La «garanzia» Ibra l’uomo che da 6 anni vince lo scudetto

Guardate le facce: vi diranno tutto. Quella di Ranieri o, peggio, quella di Moratti. Inutile puntare su quella di Delneri o Agnelli: da quelle parti Ibra c’è già passato ed è stato trattato come un bancomat. Ecco, dunque, appunto: grattiamoci la crapa e cominciamo a far di conto. Quanto peserà Ibrahimovic sul campionato del Milan e sul campionato? Tenendo fede alla sua invidiabile tradizione dovrebbe far vincere lo scudetto al Milan. Dal 2003-2004, stava all’Ajax, non ha mai mancato di conquistare il titolo, che poi ci siano quelli revocati o cancellati poco conta. Sul campo ha vinto. L’ultimo con il Barcellona.
E allora capirete la faccia perplessa di Moratti che si vede rispedito all’indirizzo del mittente, cioè a Milano, il campione scaricato per far quadrare i conti e magari le teorie di Mourinho. Oppure basterà seguire Claudio Ranieri, che ieri è stato chiaro e lapidario: «Se il Milan prende Ibra, è ai livelli dell’Inter». Dunque la Roma rischierà di sentirsi antagonista meno privilegiata rispetto all’anno passato. I 12 punti di distacco, che hanno segnato l’ultima classifica e la differenza fra Inter e Milan, ritroveranno un più realistico raffronto. L’Inter ricomincerà a sentire il peso psicologico di un antagonismo più sostanzioso.
Che poi Ibra dovesse entrare nella storia rossonera, forse stava scritto nel destino. Lo scoprì per primo Silvano Ramaccioni. Era l’estate del 2003 e la squadra giocò un’amichevole ad Amsterdam contro l’Ajax. In campo c’era Ibra. La mattina successiva, prima di ripartire per Milano, il vecchio «Rama», intenditore davvero con i baffi, telefonò in sede. «Guardate che questo Ibrahmovic sembra Van Basten giovane: si muove come lui. Vale davvero». Non fu ascoltato. Verissimo, quel ragazzo, visto dal vivo, dava l’idea di un novello Van Basten. Poi, con il tempo, l’impressione cambiò. Ma Ibra è diventato Ibra, con il bello e il brutto del suo carattere e del suo giocare, in deficit a livello internazionale ma conquistatore di scudetti.

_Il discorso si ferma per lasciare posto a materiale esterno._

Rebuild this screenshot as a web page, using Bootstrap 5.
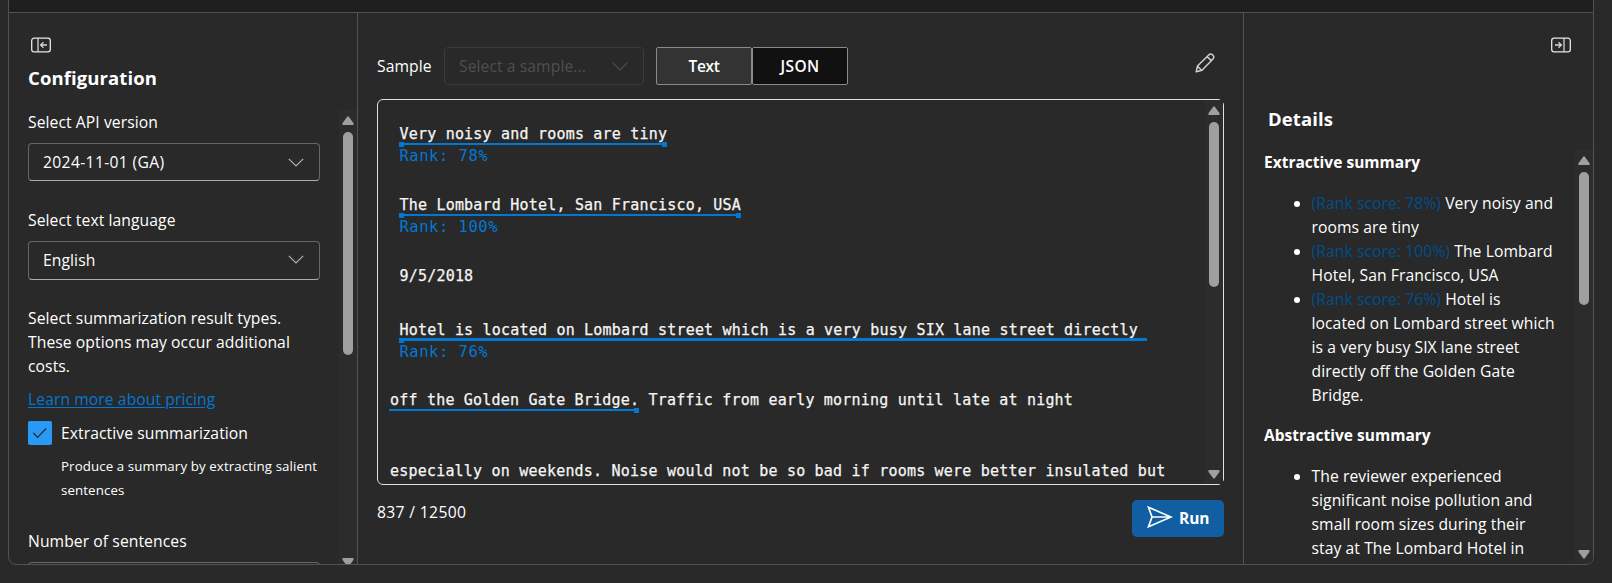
<!DOCTYPE html>
<html lang="en" data-bs-theme="dark">
<head>
<meta charset="utf-8">
<title>Summarization playground</title>
<link rel="stylesheet" href="https://cdn.jsdelivr.net/npm/bootstrap@5.3.0/dist/css/bootstrap.min.css">
<script src="https://cdn.jsdelivr.net/npm/bootstrap@5.3.0/dist/js/bootstrap.bundle.min.js"></script>
<style>
  html,body{height:583px;overflow:hidden}
  body{background:#292929;color:#fff;font-family:"Open Sans","Noto Sans",sans-serif;font-size:15.7px;line-height:24px;letter-spacing:.07px;padding:0 18px 0 8px;white-space:nowrap}
  .topstrip{height:12px;background:#1f1f1f;border:solid #525252;border-width:0 1px}
  .shell{height:553px;border:1px solid #525252;border-radius:0 0 8px 8px;overflow:hidden}
  .side-l{width:349px;border-right:1px solid #525252;padding-left:19px}
  .side-r{width:350px;border-left:1px solid #525252;padding-left:20px}
  .center{padding:34px 19px 0}
  .h-title{font-size:18.5px;line-height:28px;font-weight:700;letter-spacing:.1px;margin:0}
  .sub{font-size:15.5px;line-height:24px;font-weight:700;letter-spacing:.02px;margin:0}
  .pick{height:38px;border:1px solid #666;border-bottom-color:#adadad;border-radius:4px;padding:0 15px 0 14px}
  .pick.off{width:200px;border-color:#3b3b3b;color:#4f4f4f}
  .pick.tall{height:39px;padding-bottom:2px}
  .digits{letter-spacing:.33px}
  .form-w{width:292px}
  .view{width:96px;height:38px;border:1px solid #8a8a8a;border-radius:2px;background:#333;color:#fff;font-size:15.5px;font-weight:600;letter-spacing:-.35px;padding:1px 0 0;text-align:center;line-height:35px}
  .view.json{background:#111;letter-spacing:.4px}
  .tick{width:24px;height:24px;border-radius:2px;background:#2899f5}
  .note{font-size:13.3px;letter-spacing:.1px;margin:9px 0 27px 33px}
  .lnk{color:#0078d4;text-decoration:underline;text-underline-offset:2px}
  .sbar{width:18px;background:#2c2c2c;flex:none}
  .sbar svg{display:block;margin:6px 0 7px 3px}
  .thumb{width:10px;margin-left:4px;border-radius:5px;background:#9f9f9f}
  .sbar .down{margin:auto 0 5px 3px}
  .editor{height:386px;margin-top:14px;border:1px solid #e0e0e0;border-radius:6px;font-family:"DejaVu Sans Mono","Liberation Mono",monospace;font-size:15px;line-height:20px;letter-spacing:.2px;color:#f5f5f5;-webkit-text-stroke:.25px #f5f5f5}
  .editor .sbar{position:relative}
  .editor .sbar::before,.editor .sbar::after{content:"";position:absolute;right:-1px;width:4px;height:4px;background:#292929}
  .editor .sbar::before{top:-1px}
  .editor .sbar::after{bottom:-1px}
  .lines{padding:24px 0 0 12px}
  .ln{height:71px}
  .ind{padding-left:9.5px}
  .seg{position:relative;display:inline-block;white-space:pre;height:20px;vertical-align:top}
  .seg::before{content:"";position:absolute;left:-1px;right:0;top:19px;height:2px;background:#0078d4}
  .seg.thick::before{top:18px;height:3px}
  .seg i{position:absolute;top:18px;width:5px;height:5px;background:#0078d4}
  .seg i.s{left:-1px}
  .seg i.e{right:0}
  .rank{color:#0078d4;font-size:15.5px;letter-spacing:.52px;margin-top:2px;-webkit-text-stroke:0}
  .run{width:92px;height:37px;background:#115ea3;border-radius:5px;font-size:15.5px;font-weight:700;letter-spacing:-.1px;margin-top:15px;padding-left:15px}
  .res{margin:0;padding-left:47.500px}
  .res em{font-style:normal;color:#004e8c}
  .ic-left{margin-left:3px}
  #cfg{margin:11px 0 18px}
  #p1{margin:9px 0 27px}
  #p2{margin:9px 0 26px}
  #price{margin:9px 0 10px}
  #p3{margin-top:9px}
  #chkText{margin-left:1px}
  .t1{height:223px}
  .t2{height:165px}
  .t3{height:133px}
  .sbar .d1{margin-bottom:-3px}
  #sample{width:67px}
  #vt{margin-left:12px}
  #pen{margin-right:9px;margin-top:-6px}
  #date{height:54px}
  #hotel{height:70px}
  #count{margin-top:15px}
  #runText{margin:-1px 0 0 6px}
  #ricon{margin-right:22px}
  #det{margin:52px 0 17px 4px}
  #u1{margin:17px 0 16px}
  #u2{margin-top:17px}
</style>
</head>
<body>
<svg width="0" height="0" class="d-none">
  <symbol id="up" viewBox="0 0 12 9"><path d="M5 1q1-1.4 2 0l4.4 6.1q.9 1.9-1 1.9H1.600q-1.900 0-1-1.900z" fill="#9f9f9f"/></symbol>
  <symbol id="chev" viewBox="0 0 16 9"><path d="M.8.8 8 8l7.200-7.200" fill="none" stroke="currentColor" stroke-width="1.200"/></symbol>
  <symbol id="panel" viewBox="0 0 20 16"><rect x=".7" y="1.200" width="18.600" height="13.600" rx="2.400" fill="none" stroke="#e8e8e8" stroke-width="1.300"/><path d="M7 1v14M16 8h-6M12.500 5.300 9.600 8l2.900 2.700" fill="none" stroke="#d6d6d6" stroke-width="1.300"/></symbol>
</svg>
<div class="topstrip"></div>
<main class="shell d-flex">
  <aside class="side-l d-flex flex-column">
    <svg width="20" height="16" class="flex-shrink-0 mt-4 ic-left"><use href="#panel"/></svg>
    <h1 class="h-title" id="cfg">Configuration</h1>
    <div class="d-flex justify-content-between flex-grow-1 overflow-hidden">
      <div class="form-w">
        <div>Select API version</div>
        <div class="pick d-flex align-items-center justify-content-between" id="p1"><span class="digits">2024-11-01 (GA)</span><svg width="16" height="9" color="#b0b0b0"><use href="#chev"/></svg></div>
        <div>Select text language</div>
        <div class="pick tall d-flex align-items-center justify-content-between" id="p2"><span>English</span><svg width="16" height="9" color="#b0b0b0"><use href="#chev"/></svg></div>
        <div>Select summarization result types.<br>These options may occur additional<br>costs.</div>
        <div id="price"><a class="lnk" href="#">Learn more about pricing</a></div>
        <div class="d-flex"><span class="tick me-2"><svg class="d-block" width="24" height="24"><path d="m5.500 12 4 4.300 8.800-8.900" fill="none" stroke="#252525" stroke-width="1.200"/></svg></span><span id="chkText">Extractive summarization</span></div>
        <div class="note">Produce a summary by extracting salient<br>sentences</div>
        <div>Number of sentences</div>
        <div class="pick" id="p3"></div>
      </div>
      <div class="sbar d-flex flex-column"><svg width="12" height="9" class="flex-shrink-0"><use href="#up"/></svg><div class="thumb t1 flex-shrink-0"></div><svg class="down d1 flex-shrink-0" width="12" height="9"><g transform="rotate(180 6 4.500)"><use href="#up" width="12" height="9"/></g></svg></div>
    </div>
  </aside>
  <section class="center flex-grow-1">
    <div class="d-flex align-items-center">
      <span id="sample">Sample</span>
      <div class="pick off d-flex align-items-center justify-content-between"><span>Select a sample...</span><svg width="16" height="9"><use href="#chev"/></svg></div>
      <button class="view" id="vt">Text</button><button class="view json">JSON</button>
      <svg class="ms-auto" id="pen" width="20" height="20" viewBox="0 0 20 20"><path d="M1.200 18.800 2.500 13 14 1.700c2.500-2 6 1.300 4.200 4L7 17.300zM12.300 3.700l4.200 4.200M2.500 13.300l4.100 4" fill="none" stroke="#d0d0d0" stroke-width="1.500" stroke-linejoin="round"/></svg>
    </div>
    <div class="editor d-flex justify-content-between">
      <div class="lines overflow-hidden">
        <div class="ln ind"><span class="seg">Very noisy and rooms are tiny<i class="s"></i><i class="e"></i></span><div class="rank">Rank: 78%</div></div>
        <div class="ln ind"><span class="seg">The Lombard Hotel, San Francisco, USA<i class="s"></i><i class="e"></i></span><div class="rank">Rank: 100%</div></div>
        <div class="ln ind" id="date">9/5/2018</div>
        <div class="ln ind" id="hotel"><span class="seg thick">Hotel is located on Lombard street which is a very busy SIX lane street directly <i class="s"></i></span><div class="rank">Rank: 76%</div></div>
        <div class="ln"><span class="seg">off the Golden Gate Bridge.<i class="e"></i></span> Traffic from early morning until late at night</div>
        <div>especially on weekends. Noise would not be so bad if rooms were better insulated but</div>
      </div>
      <div class="sbar d-flex flex-column"><svg width="12" height="9" class="flex-shrink-0"><use href="#up"/></svg><div class="thumb t2"></div><svg class="down flex-shrink-0" width="12" height="9"><g transform="rotate(180 6 4.500)"><use href="#up" width="12" height="9"/></g></svg></div>
    </div>
    <div class="d-flex justify-content-between">
      <span id="count" class="digits">837 / 12500</span>
      <div class="run d-flex align-items-center"><svg width="26" height="22" viewBox="0 0 26 22" class="mb-1"><path d="M1.500 1.300 24 11 1.500 20.700 5 11zM5 11h18" fill="none" stroke="#fff" stroke-width="1.700"/></svg><span id="runText">Run</span></div>
    </div>
  </section>
  <aside class="side-r d-flex flex-column">
    <svg width="20" height="16" class="flex-shrink-0 align-self-end mt-4" id="ricon"><g transform="matrix(-1 0 0 1 20 0)"><use href="#panel" width="20" height="16"/></g></svg>
    <h2 class="h-title" id="det">Details</h2>
    <div class="d-flex justify-content-between flex-grow-1 overflow-hidden">
      <div>
        <h3 class="sub">Extractive summary</h3>
        <ul class="res" id="u1">
          <li><em>(Rank score: 78%)</em> Very noisy and<br>rooms are tiny</li>
          <li><em>(Rank score: 100%)</em> The Lombard<br>Hotel, San Francisco, USA</li>
          <li><em>(Rank score: 76%)</em> Hotel is<br>located on Lombard street which<br>is a very busy SIX lane street<br>directly off the Golden Gate<br>Bridge.</li>
        </ul>
        <h3 class="sub">Abstractive summary</h3>
        <ul class="res" id="u2"><li>The reviewer experienced<br>significant noise pollution and<br>small room sizes during their<br>stay at The Lombard Hotel in</li></ul>
      </div>
      <div class="sbar d-flex flex-column"><svg width="12" height="9" class="flex-shrink-0"><use href="#up"/></svg><div class="thumb t3"></div><svg class="down flex-shrink-0" width="12" height="9"><g transform="rotate(180 6 4.500)"><use href="#up" width="12" height="9"/></g></svg></div>
    </div>
  </aside>
</main>
</body>
</html>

A questo Milan basterebbe riassaporare il profumo di scudetto, visto che non lo vince da sei anni: sembrano pochi ma per i rossoneri sono vicini all’eternità. Il buon Allegri ieri si è lasciato metter spalle al muro: «Se arriva, la squadra sarà completa in tutti i reparti e ci resterà solo da lavorare per ottenere risultati». Dicono i sondaggi che il tifo rossonero, almeno nel 60 per cento, è affascinato ed esaltato dalla nuova faccia milanista. Soprattutto nuova faccia del Milan, intendiamoci. Seguiranno sproloqui sul trio delle meraviglie: Pato-Ibra-Ronaldinho. Anche se Ibra ha sempre dato il meglio potendo navigare da solo su tutto il fronte d’attacco. Un raffinato assist man come Ronaldinho, capace di servirlo in verticale, sarà ideale. Un bimbetto che vorrebbe il pallone solo per sè, come Pato, potrà avere difficoltà. Ma con un trio o un duo, l’effetto è garantito. Il campionato ritroverà un protagonista da amore-odio. Il Milan un giocatore che sa lasciare l’impronta. Ibra, al Barcellona, ha fallito perché non sa giocare negli schemi.

Allegri avrà un bel daffare, essendo nato giocatore quasi anarchico, ma essendosi trasformato in allenatore dal gioco prevalentemente rigoroso.
E Milano ricomincerà la sua eterna disfida: l’Inter quest’anno ha ceduto il suo talento più credibile, il Milan si rinforzerà con uno scarto di lusso nerazzurro. Dov’e l’errore? Lo scopriremo.